Choose materials that can withstand the operating environment. Stainless steel and high‑strength alloys are preferred for harsh industrial settings, while polymer elements may suit lighter machinery.

Step 5 — Validate the Selection

Use coupling selection tools or software, and discuss with suppliers if necessary, to ensure the intended design will perform reliably under all expected conditions.

Best Practices and Common Mistakes

Choosing a shaft coupling often seems straightforward, but there are pitfalls that professionals should avoid:

Common Mistakes

• Incorrect torque sizing, leading to premature wear or failure.

• Neglecting misalignment requirements, which causes vibration and component fatigue.

• Overlooking environmental factors such as temperature or corrosive conditions.

Practical Selection Tips

• Always match couplings not only to static calculations but expected dynamic conditions.

• Discuss unusual applications with manufacturers early in the design phase.

• Regularly inspect couplings for wear and alignment deviation to extend service life.

Conclusion

Selecting the right shaft coupling is essential to the performance and reliability of any power transmission system. Whether you are dealing with heavy industrial machinery, pumps, conveyors, or precision systems, understanding torque requirements, shaft alignment, coupling types, and environmental conditions helps you make the best decision. Integrating these selection steps into your engineering workflow reduces maintenance issues and enhances operational stability over time.

In complex industrial scenarios — such as cement production lines, sugar mill applications, or automated conveyor systems — partnering with experienced suppliers like Kasin Industries can further streamline the selection process.
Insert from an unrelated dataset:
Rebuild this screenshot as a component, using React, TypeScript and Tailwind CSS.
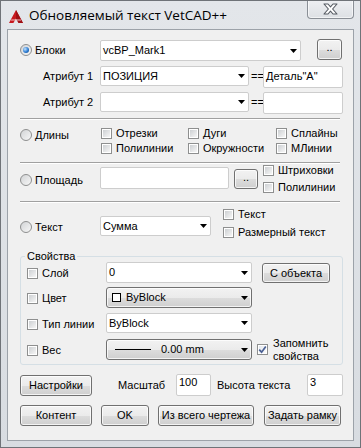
import React from 'react';

const btnBg =
  'border border-[#707070] rounded-[3px] bg-[linear-gradient(#f2f2f2_0%,#ebebeb_50%,#dddddd_50%,#cfcfcf_100%)] shadow-[inset_0_0_0_1px_rgba(255,255,255,0.75)]';

const Arrow = () => (
  <svg width="7" height="4" viewBox="0 0 7 4" className="shrink-0">
    <path d="M0 0H7L3.5 4Z" fill="#000" />
  </svg>
);

const Radio = ({ checked = false }: { checked?: boolean }) => (
  <span className="w-[12px] h-[12px] shrink-0 rounded-full border border-[#8e8f8f] bg-[linear-gradient(135deg,#d2d4d6,#f7f7f7)] flex items-center justify-center">
    {checked && (
      <span className="w-[6px] h-[6px] rounded-full bg-[radial-gradient(circle_at_35%_35%,#c4e4ff,#2b7bd2_55%,#0c3c7c)]" />
    )}
  </span>
);

const RadioLabel = ({ label, checked = false, className = '' }: { label: string; checked?: boolean; className?: string }) => (
  <div className={`flex items-center gap-[3px] h-[14px] ${className}`}>
    <Radio checked={checked} />
    <span>{label}</span>
  </div>
);

const Box = ({ checked = false }: { checked?: boolean }) => (
  <span className="w-[11px] h-[11px] shrink-0 border border-[#8e8f8f] bg-white p-[1px] flex">
    <span
      className={`flex-1 flex items-center justify-center ${
        checked ? 'bg-[linear-gradient(135deg,#e4e8ee,#fbfbfb)]' : 'bg-[linear-gradient(135deg,#cdd0d3,#f6f6f6)]'
      }`}
    >
      {checked && (
        <svg width="9" height="9" viewBox="0 0 9 9" className="shrink-0 -m-[1px]">
          <path d="M1.2 4.6 L3.6 7.2 L7.8 1.4" fill="none" stroke="#4a6094" strokeWidth="1.7" />
        </svg>
      )}
    </span>
  </span>
);

const Check = ({ label, checked = false, className = '' }: { label: string; checked?: boolean; className?: string }) => (
  <div className={`flex items-center gap-[4px] ${className}`}>
    <Box checked={checked} />
    <span>{label}</span>
  </div>
);

const Edit = ({ value = '', className = '' }: { value?: string; className?: string }) => (
  <div className={`bg-white border border-[#cdcdcd] rounded-[2px] pl-[2px] ${className}`}>{value}</div>
);

const Combo = ({ value = '', className = '' }: { value?: string; className?: string }) => (
  <div className={`bg-white border border-[#cdcdcd] rounded-[2px] flex items-center pl-[2px] pr-[3px] ${className}`}>
    <span className="flex-1">{value}</span>
    <Arrow />
  </div>
);

const ComboBtn = ({ children, className = '' }: { children: React.ReactNode; className?: string }) => (
  <div className={`${btnBg} flex items-center pr-[3px] ${className}`}>
    <div className="flex-1 flex items-center">{children}</div>
    <Arrow />
  </div>
);

const Btn = ({ label, className = '' }: { label: string; className?: string }) => (
  <button type="button" className={`${btnBg} flex items-center justify-center leading-[13px] shrink-0 ${className}`}>
    {label}
  </button>
);

const Sep = ({ className = '' }: { className?: string }) => (
  <div className={`w-[320px] border-t border-t-[#a0a0a0] border-b border-b-white ${className}`} />
);

const AcadIcon = () => (
  <svg width="14" height="13" viewBox="0 0 14 13">
    <path d="M7 0 L14 13 L9.6 13 L7 8.4 L4.4 13 L0 13 Z" fill="#c8181e" />
    <path d="M7 0 L14 13 L9.6 13 L7 8.4 Z" fill="#9e0f14" />
    <path d="M2.4 9.4 H11.6 L12.2 10.6 H1.8 Z" fill="#f3c2c2" />
  </svg>
);

const CloseGlyph = () => (
  <svg width="15" height="12" viewBox="0 0 15 12">
    <path
      d="M1 1 H5 L7.5 3.8 L10 1 H14 L9.6 6 L14 11 H10 L7.5 8.2 L5 11 H1 L5.4 6 Z"
      fill="#ffffff"
      stroke="#555a62"
      strokeWidth="1.1"
      strokeLinejoin="round"
    />
  </svg>
);

export default function App() {
  return (
    <div className="w-[361px] h-[448px] bg-[linear-gradient(#e3e6ea,#d8dce1)] border border-[#6f7378] flex flex-col font-['Liberation_Sans',Arial,sans-serif] text-[11px] leading-[13px] text-black overflow-hidden">
      {/* title bar */}
      <div className="h-[28px] flex items-start shrink-0">
        <div className="ml-[8px] mt-[9px]">
          <AcadIcon />
        </div>
        <span className="ml-[6px] mt-[6px] text-[13.5px] leading-[17px] font-['Open_Sans','Liberation_Sans',sans-serif]">
          Обновляемый текст VetCAD++
        </span>
        <div className="ml-auto mr-[6px] -mt-[1px] w-[47px] h-[19px] rounded-b-[4px] border border-t-0 border-[#8a8f96] bg-[linear-gradient(#eef0f3,#dde0e4)] shadow-[inset_0_0_0_1px_rgba(255,255,255,0.6)] flex items-center justify-center">
          <CloseGlyph />
        </div>
      </div>

      {/* client area */}
      <div className="mx-[6px] mb-[6px] flex-1 bg-[#f0f0f0] border border-[#9ca2a9] pl-[12px] pr-[10px] flex flex-col">
        {/* Блоки */}
        <div className="mt-[9px] h-[22px] flex items-start">
          <div className="w-[80px] h-full flex items-center">
            <RadioLabel label="Блоки" checked />
          </div>
          <Combo value="vcBP_Mark1" className="w-[201px] h-[21px] mt-[1px]" />
          <Btn label=".." className="ml-[16px] w-[25px] h-[21px] pb-[4px]" />
        </div>

        {/* Атрибут 1 */}
        <div className="mt-[5px] h-[22px] flex items-start">
          <div className="w-[80px] h-[20px] pl-[23px] flex items-center">Атрибут 1</div>
          <Combo value="ПОЗИЦИЯ" className="w-[149px] h-[20px]" />
          <span className="w-[14px] h-[20px] flex items-center pl-[2px]">==</span>
          <Edit value={'Деталь"А"'} className="w-[80px] h-[22px] pt-[3px]" />
        </div>

        {/* Атрибут 2 */}
        <div className="mt-[4px] h-[22px] flex items-start">
          <div className="w-[80px] h-[20px] pl-[23px] flex items-center">Атрибут 2</div>
          <Combo className="w-[149px] h-[20px]" />
          <span className="w-[14px] h-[20px] flex items-center pl-[2px]">==</span>
          <Edit className="w-[80px] h-[22px]" />
        </div>

        <Sep className="mt-[4px]" />

        {/* Длины */}
        <div className="mt-[6px] flex items-start">
          <div className="w-[80px]">
            <RadioLabel label="Длины" className="mt-[2px]" />
          </div>
          <div className="grid grid-cols-[88px_88px_auto] gap-y-[1px]">
            <Check label="Отрезки" className="h-[14px] pl-[1px]" />
            <Check label="Дуги" className="h-[14px]" />
            <Check label="Сплайны" className="h-[14px]" />
            <Check label="Полилинии" className="h-[14px] pl-[1px]" />
            <Check label="Окружности" className="h-[14px]" />
            <Check label="МЛинии" className="h-[14px]" />
          </div>
        </div>

        <Sep className="mt-[7px]" />

        {/* Площадь */}
        <div className="flex items-start">
          <div className="w-[80px]">
            <RadioLabel label="Площадь" className="mt-[9px]" />
          </div>
          <Edit className="w-[129px] h-[22px] mt-[3px]" />
          <Btn label=".." className="ml-[5px] w-[24px] h-[20px] mt-[5px] pb-[4px]" />
          <div className="ml-[5px] flex flex-col gap-[4px]">
            <Check label="Штриховки" className="h-[13px]" />
            <Check label="Полилинии" className="h-[13px]" />
          </div>
        </div>

        <Sep className="mt-[7px]" />

        {/* Текст */}
        <div className="flex items-start">
          <div className="w-[80px]">
            <RadioLabel label="Текст" className="mt-[17px]" />
          </div>
          <Combo value="Сумма" className="w-[111px] h-[20px] mt-[13px]" />
          <div className="ml-[12px] mt-[5px] flex flex-col gap-[5px]">
            <Check label="Текст" className="h-[13px]" />
            <Check label="Размерный текст" className="h-[13px]" />
          </div>
        </div>

        {/* Свойства */}
        <fieldset className="mt-[11px] w-[323px] border border-[#d5dfe5] rounded-[3px] pb-[4px]">
          <legend className="ml-[4px] px-[2px] leading-[12px]">Свойства</legend>

          <div className="h-[21px] flex items-start">
            <div className="w-[85px] h-full pl-[6px] pt-[2px] flex items-center">
              <Check label="Слой" />
            </div>
            <Combo value="0" className="w-[146px] h-[21px]" />
            <Btn label="С объекта" className="ml-[10px] w-[68px] h-[20px] mt-[1px]" />
          </div>

          <div className="mt-[4px] h-[21px] flex items-start">
            <div className="w-[85px] h-full pl-[6px] pt-[2px] flex items-center">
              <Check label="Цвет" />
            </div>
            <ComboBtn className="w-[146px] h-[21px]">
              <span className="ml-[5px] w-[9px] h-[9px] border border-black bg-white" />
              <span className="ml-[5px]">ByBlock</span>
            </ComboBtn>
          </div>

          <div className="mt-[5px] h-[20px] flex items-start">
            <div className="w-[85px] h-full pl-[6px] pt-[2px] flex items-center">
              <Check label="Тип линии" />
            </div>
            <Combo value="ByBlock" className="w-[146px] h-[20px]" />
          </div>

          <div className="mt-[6px] h-[21px] flex items-center">
            <div className="w-[85px] h-full pl-[6px] pt-[2px] flex items-center">
              <Check label="Вес" />
            </div>
            <ComboBtn className="w-[146px] h-[21px]">
              <span className="ml-[8px] w-[36px] border-t border-black" />
              <span className="ml-[10px]">0.00 mm</span>
            </ComboBtn>
            <div className="ml-[5px] flex items-center gap-[5px]">
              <Box checked />
              <span className="leading-[13px]">
                Запомнить
                <br />
                свойства
              </span>
            </div>
          </div>
        </fieldset>

        {/* Масштаб row */}
        <div className="mt-[9px] h-[22px] flex items-start">
          <Btn label="Настройки" className="w-[72px] h-[21px] mt-[1px]" />
          <span className="ml-[26px] w-[58px] h-[22px] flex items-center">Масштаб</span>
          <Edit value="100" className="w-[35px] h-[22px] pt-[1px]" />
          <span className="ml-[6px] w-[90px] h-[22px] flex items-center">Высота текста</span>
          <Edit value="3" className="w-[36px] h-[22px] pt-[1px]" />
        </div>

        {/* buttons */}
        <div className="mt-[9px] h-[21px] flex items-start">
          <Btn label="Контент" className="w-[72px] h-[21px]" />
          <Btn label="OK" className="ml-[9px] w-[48px] h-[21px]" />
          <Btn label="Из всего чертежа" className="ml-[9px] w-[96px] h-[21px]" />
          <Btn label="Задать рамку" className="ml-[10px] w-[77px] h-[21px]" />
        </div>
      </div>
    </div>
  );
}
With decades of experience in mechanical components and transmission solutions, Kasin Industries supports optimal coupling choices tailored to your application needs.

FAQ

1. What is a shaft coupling used for?
A shaft coupling connects two shafts to transmit torque while compensating for misalignment and reducing vibration.

2. How do I know which coupling type to choose?
Determine your application's misalignment conditions, torque needs, speed, and environment to guide whether a rigid or flexible coupling is suitable.

3. Can a coupling handle shaft misalignment?
Flexible couplings are designed to accommodate angular, parallel, and axial misalignment, unlike rigid couplings.

4. Why is torque capacity important?
Proper torque capacity ensures the coupling can handle operational loads without slipping or failing.

5. How often should I inspect couplings?
Regular inspection schedules based on operating conditions help detect wear and maintain performance over time.